Well. Okay, to be honest, the “war” was more a spat, a dust-up, or a standoff between local landowners and the New York Central Railroad. But for the national, and even the local news, it was all worthy of the banner that read; “The Port Byron Railroad War.”

To set the stage for this war, we need to look back to 1853 and the merger of a number of smaller railroad companies into the New York Central. One of the early projects taken up by the new company was to construct a direct connection between Rochester and Syracuse. Before this, a traveler wishing to go between the two cities had to travel in a circuitous route that took them south to Auburn and then back north to Rochester. A major issue for the direct route was that it needed to cross the deep, wet muck of the Cayuga Marshes, a seemingly insurmountable engineering problem. The task was taken up by Van Richmond, who was a canal engineer. Richmond had overseen the construction of the Seneca River Aqueduct of the Enlarged Erie at Montezuma. Although the aqueduct was built with driven piles, Richmond surmised that he could built a mattress of brush and logs and place the railroad embankment on top of that to “float” the tracks over the wetlands. He was so sure of his idea that he promised his life savings that it would work, and it did. This line, still is use today, became known as Water-Level Route between New York City and Buffalo.
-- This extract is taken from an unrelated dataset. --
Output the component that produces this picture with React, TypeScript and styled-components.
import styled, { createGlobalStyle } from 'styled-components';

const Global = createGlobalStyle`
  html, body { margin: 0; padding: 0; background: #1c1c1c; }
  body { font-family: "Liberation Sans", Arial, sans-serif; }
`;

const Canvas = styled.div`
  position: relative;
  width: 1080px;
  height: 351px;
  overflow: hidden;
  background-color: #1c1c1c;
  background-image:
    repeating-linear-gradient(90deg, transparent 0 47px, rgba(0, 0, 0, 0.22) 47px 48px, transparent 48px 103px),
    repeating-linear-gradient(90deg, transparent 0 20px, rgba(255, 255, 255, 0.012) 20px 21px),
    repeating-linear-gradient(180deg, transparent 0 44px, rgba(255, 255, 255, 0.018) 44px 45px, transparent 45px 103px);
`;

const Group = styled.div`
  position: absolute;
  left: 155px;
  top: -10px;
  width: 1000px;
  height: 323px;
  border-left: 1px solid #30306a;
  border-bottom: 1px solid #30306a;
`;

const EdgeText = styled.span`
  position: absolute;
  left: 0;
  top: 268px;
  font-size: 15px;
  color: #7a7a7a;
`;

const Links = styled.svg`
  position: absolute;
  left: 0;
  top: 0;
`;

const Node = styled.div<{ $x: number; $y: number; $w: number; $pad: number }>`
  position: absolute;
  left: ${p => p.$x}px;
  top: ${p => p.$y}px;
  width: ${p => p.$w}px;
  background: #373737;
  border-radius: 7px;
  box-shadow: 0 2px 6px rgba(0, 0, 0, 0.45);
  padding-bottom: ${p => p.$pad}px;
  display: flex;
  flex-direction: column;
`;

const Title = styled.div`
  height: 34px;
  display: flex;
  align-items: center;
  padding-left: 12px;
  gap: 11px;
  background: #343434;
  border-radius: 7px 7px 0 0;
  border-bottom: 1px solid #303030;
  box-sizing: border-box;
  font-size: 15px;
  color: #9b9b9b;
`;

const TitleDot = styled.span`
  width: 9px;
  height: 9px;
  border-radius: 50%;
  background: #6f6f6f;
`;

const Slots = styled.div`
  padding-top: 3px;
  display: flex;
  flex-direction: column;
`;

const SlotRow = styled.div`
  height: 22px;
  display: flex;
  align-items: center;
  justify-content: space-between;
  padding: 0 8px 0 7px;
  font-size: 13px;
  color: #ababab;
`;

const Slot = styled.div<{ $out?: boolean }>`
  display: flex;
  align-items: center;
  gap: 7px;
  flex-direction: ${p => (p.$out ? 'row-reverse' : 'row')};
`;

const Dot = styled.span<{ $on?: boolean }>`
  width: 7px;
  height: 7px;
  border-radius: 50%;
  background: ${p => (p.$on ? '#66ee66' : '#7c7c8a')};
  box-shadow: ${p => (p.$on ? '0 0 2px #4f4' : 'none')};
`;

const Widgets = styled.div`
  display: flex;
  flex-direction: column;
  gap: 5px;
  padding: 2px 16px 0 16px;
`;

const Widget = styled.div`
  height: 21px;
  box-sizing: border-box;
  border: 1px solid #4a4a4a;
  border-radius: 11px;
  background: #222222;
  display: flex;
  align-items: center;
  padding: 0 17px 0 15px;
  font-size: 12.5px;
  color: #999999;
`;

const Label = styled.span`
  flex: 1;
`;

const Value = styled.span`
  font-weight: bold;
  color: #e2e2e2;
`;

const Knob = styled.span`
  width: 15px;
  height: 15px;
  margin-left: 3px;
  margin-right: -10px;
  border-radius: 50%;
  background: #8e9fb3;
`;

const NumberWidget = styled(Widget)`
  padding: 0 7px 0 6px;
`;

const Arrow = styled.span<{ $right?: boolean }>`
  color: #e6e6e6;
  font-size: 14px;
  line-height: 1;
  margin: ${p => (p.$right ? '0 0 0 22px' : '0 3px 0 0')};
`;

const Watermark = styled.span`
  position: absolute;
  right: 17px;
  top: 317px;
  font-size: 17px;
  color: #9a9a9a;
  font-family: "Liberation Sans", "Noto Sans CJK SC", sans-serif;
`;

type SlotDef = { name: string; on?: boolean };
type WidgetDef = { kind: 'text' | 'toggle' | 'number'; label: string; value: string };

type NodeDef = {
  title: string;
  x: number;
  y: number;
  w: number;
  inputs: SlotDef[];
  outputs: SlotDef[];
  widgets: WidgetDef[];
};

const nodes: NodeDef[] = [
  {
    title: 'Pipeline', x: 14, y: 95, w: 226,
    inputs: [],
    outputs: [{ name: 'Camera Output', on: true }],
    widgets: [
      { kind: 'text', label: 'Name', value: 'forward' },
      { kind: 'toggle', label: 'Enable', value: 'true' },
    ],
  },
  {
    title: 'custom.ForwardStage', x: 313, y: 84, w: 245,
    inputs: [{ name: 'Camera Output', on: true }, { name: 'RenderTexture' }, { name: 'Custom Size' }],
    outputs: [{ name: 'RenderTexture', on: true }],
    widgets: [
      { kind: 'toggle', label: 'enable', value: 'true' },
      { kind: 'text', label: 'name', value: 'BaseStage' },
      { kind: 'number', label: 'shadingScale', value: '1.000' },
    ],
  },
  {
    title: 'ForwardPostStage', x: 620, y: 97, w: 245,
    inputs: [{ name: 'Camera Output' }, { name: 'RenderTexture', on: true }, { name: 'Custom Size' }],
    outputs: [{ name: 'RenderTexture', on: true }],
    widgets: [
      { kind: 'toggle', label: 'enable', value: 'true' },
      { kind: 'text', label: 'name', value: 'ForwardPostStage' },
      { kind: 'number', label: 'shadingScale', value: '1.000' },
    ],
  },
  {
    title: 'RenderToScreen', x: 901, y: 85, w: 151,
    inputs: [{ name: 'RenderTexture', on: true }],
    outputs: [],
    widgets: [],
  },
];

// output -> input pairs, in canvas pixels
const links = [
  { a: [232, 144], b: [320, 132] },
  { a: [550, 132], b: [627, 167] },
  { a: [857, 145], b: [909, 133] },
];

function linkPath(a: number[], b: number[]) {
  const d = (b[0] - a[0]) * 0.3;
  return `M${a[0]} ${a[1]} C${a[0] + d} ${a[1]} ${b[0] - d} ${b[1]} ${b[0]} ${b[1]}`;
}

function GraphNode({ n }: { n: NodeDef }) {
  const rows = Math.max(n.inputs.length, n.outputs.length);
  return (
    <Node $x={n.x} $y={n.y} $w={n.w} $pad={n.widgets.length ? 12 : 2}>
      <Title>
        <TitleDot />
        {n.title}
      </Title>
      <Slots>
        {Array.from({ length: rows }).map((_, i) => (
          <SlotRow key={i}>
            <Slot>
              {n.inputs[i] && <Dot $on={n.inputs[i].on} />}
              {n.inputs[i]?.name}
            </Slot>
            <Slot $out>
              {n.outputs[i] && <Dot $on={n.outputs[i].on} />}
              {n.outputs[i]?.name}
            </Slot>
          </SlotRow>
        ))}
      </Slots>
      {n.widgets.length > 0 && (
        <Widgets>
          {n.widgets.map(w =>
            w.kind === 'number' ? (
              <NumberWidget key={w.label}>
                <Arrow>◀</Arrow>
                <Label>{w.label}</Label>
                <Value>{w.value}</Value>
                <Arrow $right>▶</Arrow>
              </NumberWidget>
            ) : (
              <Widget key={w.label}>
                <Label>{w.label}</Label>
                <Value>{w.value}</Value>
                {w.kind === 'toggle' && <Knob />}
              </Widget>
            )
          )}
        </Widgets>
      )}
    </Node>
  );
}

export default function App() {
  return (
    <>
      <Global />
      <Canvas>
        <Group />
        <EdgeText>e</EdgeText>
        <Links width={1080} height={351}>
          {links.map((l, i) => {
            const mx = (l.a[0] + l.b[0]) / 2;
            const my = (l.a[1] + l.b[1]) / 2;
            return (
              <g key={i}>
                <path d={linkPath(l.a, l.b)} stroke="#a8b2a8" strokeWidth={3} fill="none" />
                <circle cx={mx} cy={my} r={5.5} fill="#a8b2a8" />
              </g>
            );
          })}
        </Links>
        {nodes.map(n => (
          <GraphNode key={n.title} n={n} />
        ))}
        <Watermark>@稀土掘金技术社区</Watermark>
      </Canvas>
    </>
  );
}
Also in the 1850s, the company had been given the authority by the state to take a strip of land 6-rods, or about 96 feet in width across what land they needed to build the line. This was enough land to lay down two sets of tracks. As the train traffic grew along this line, the company decided to expand to four tracks and the state gave them the authority to take another two rods or 32 feet of land. This would allow for high-speed express traffic on the inner two tracks and slower local service on the two outside tracks. The land acquisition process involved agents from the NY Central coming to town, telling the landowners what they were taking and what they would be paid for their land. It was a government sanctioned form of privately funded Eminent Domain. But simple payments was not enough for some landowners whose land was split by the railroad. Abner Armstrong, William Jones, Lany Graham and Andrew Myer, all who lived along the railroad in the High Bridge area, asked for a bridge over the over the busy tracks where more than a hundred trains a day could go thundering past at high speeds. The railroad was not agreeable to building a bridge.
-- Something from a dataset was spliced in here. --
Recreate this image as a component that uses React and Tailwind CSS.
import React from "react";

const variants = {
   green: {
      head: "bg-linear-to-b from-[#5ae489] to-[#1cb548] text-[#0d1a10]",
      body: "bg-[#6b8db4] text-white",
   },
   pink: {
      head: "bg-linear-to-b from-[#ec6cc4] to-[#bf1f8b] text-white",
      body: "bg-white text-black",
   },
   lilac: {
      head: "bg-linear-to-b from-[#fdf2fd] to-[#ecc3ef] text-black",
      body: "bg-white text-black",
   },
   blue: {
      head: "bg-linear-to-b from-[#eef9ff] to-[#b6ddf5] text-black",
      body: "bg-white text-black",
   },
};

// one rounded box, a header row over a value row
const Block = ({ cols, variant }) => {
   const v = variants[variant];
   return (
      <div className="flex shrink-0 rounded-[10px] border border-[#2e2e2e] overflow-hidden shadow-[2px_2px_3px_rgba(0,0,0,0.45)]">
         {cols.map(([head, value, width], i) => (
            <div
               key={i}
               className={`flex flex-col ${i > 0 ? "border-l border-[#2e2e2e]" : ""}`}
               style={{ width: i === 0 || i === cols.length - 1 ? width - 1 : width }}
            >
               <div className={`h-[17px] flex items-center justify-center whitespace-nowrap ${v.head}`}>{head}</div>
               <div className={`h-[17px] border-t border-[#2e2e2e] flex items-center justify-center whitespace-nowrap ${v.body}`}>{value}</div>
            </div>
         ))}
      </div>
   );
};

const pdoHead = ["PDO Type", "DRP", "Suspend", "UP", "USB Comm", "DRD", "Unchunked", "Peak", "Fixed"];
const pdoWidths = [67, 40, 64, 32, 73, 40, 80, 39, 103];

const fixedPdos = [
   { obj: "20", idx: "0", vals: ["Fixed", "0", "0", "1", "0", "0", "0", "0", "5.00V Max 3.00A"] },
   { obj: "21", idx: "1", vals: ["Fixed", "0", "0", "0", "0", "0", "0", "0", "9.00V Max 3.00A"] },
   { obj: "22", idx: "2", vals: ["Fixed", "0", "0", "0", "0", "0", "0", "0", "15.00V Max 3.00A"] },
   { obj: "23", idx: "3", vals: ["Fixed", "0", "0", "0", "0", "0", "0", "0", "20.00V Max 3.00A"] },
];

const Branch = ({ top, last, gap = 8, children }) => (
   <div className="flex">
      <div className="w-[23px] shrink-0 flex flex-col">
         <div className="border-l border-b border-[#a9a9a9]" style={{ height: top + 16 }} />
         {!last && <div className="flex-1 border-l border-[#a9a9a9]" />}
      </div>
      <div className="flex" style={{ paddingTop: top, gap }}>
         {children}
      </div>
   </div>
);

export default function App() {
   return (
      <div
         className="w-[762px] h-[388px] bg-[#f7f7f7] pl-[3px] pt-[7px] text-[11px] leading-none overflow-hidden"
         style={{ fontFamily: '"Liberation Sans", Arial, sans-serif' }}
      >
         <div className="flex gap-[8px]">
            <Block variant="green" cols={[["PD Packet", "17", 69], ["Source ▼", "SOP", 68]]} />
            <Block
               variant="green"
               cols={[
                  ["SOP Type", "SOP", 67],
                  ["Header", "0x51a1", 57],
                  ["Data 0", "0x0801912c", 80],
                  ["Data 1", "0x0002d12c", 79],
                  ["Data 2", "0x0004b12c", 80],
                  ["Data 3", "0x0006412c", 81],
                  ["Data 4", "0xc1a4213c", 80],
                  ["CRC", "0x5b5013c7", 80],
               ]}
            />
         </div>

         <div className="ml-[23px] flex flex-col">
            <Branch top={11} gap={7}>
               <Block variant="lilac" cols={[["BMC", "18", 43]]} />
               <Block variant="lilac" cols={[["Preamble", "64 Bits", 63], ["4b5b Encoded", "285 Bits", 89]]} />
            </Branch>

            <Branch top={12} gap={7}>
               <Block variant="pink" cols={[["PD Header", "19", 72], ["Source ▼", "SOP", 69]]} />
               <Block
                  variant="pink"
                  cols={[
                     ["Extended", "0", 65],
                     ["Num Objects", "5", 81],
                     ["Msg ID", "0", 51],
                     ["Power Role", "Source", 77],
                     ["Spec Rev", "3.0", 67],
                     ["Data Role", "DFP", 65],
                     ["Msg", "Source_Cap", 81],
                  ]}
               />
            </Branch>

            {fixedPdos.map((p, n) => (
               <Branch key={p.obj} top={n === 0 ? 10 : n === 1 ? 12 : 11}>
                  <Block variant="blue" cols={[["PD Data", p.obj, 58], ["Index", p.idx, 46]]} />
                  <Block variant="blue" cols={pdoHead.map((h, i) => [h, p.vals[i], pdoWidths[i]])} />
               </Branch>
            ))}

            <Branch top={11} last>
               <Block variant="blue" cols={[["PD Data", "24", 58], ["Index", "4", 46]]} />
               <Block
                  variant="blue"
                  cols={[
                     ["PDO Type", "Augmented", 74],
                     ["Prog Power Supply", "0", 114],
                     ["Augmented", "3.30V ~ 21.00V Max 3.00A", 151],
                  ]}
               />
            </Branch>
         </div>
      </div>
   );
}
If you look at the old maps, you see that the construction of the railroad created an odd intersection at “High Bridge.” The new railroad cut through what we call today Berger Road and also the road that ran from Montezuma to Howland Island. And it is safe to say that a bridge had been constructed where the tracks passed through a cut in the landscape. This left an “at-grade” crossing a few hundred yards east of the bridge. For those on the north side of the tracks, they had to cross the tracks to go to Port Byron. And the papers are filled with reports of accidents and deaths were someone crossing the tracks were hit by a fast moving train.

A crop of the 1859 map showing the area where the “war” took place.

 

A crop of the 1875 map. You can see where many of the participants lived.

So when the railroad construction crews reached the High Bridge area of northern Mentz, they ran into some resistance. The local men, under the direction of William Jones, who had been given the title of Colonel in 1863 when he was appointed as an officer of the Cayuga County National Guard, had begun preparing to defend their land by building their forts. The number of “soldiers” varies by report, but it appears that 60 to 100 men pitched their tents, created the earthwork and log fortifications, put up the American flag and were armed. Thus began the “Port Byron Railroad War.”

It is clear that at first the NY Central responded in force. A letter to the Editor of the newspaper stated that the railroad workers were armed with; “guns, clubs, stones, shovels, spades, pickaxes and more.” A book about the history of the NY Central titled; “Men and Iron,” notes that Superintendent Burrows of the railroad who was a “forceful citizen” and lacking in “anything that faintly resembled tact,” had sent a train of armed employees to the site and ordered them to charge the forts. The employees resisted and were fired, and little fighting occurred.

But the idea of the NY Central sending an armed train to take on the local men was fodder for the papers, and they of course, immediately took sides. The Auburn paper, which was more sympathetic to the railroad, noted that the leaders were ridiculously marshaling the excited men who brandished their rusty muskets. The Buffalo Evening Courier was a bit more sympathetic to the men stating that they should be congratulated for standing up for their rights and that the they were entitled to the thanks of the community. The article also noted that the men had built a cabin on the land and installed a guard and his family, The 1938 book, Men and Iron, noted that a local clergyman came to the battlefield and blessed the men, comparing them to the minute-men of 1775 and telling them that they were fighting a holy war. It doesn’t appear that there were any injuries and the local law enforcement was called in to restore the peace. The railroad decided to squeeze the extra two tracks onto their existing land and let the case be settled in the courts.

At first, all four men were part of the trial and had to be represented. This required all the men to travel as the courts and the railroad moved the location of the trial from Auburn to Geneva to Canandaigua. So it was decided to let Abner Armstrong fight the good fight and that all would abide by whatever the outcome was, be it against or for them. The case went on for over a year and in the end, the men got the money they wanted, but no bridge, and the railroad got the land they needed. But, it is clear that someone rerouted the road to the south side of the tracks, thus eliminating the at grade crossing. The bit of the old Berger Road north of the tracks became the dead-end Updyke Road. This explains the odd angle of the now closed bridge.

The 1904 map showing the new road alignment. Oddly, the map doesn’t show the road continuing to the north.

Soon after, in 1878, the Evening Auburian carried the news that Colonel William Jones and his son John, and William Graham and his son Zack, had left for Texas to try their hand in the cattle business. The paper noted that this act marked the end of the saga known as the “Port Byron Railroad War.” However, the life of the cattleman was not to last as a 1879 paper carried the news that the Jones and Graham families had returned to Port Byron.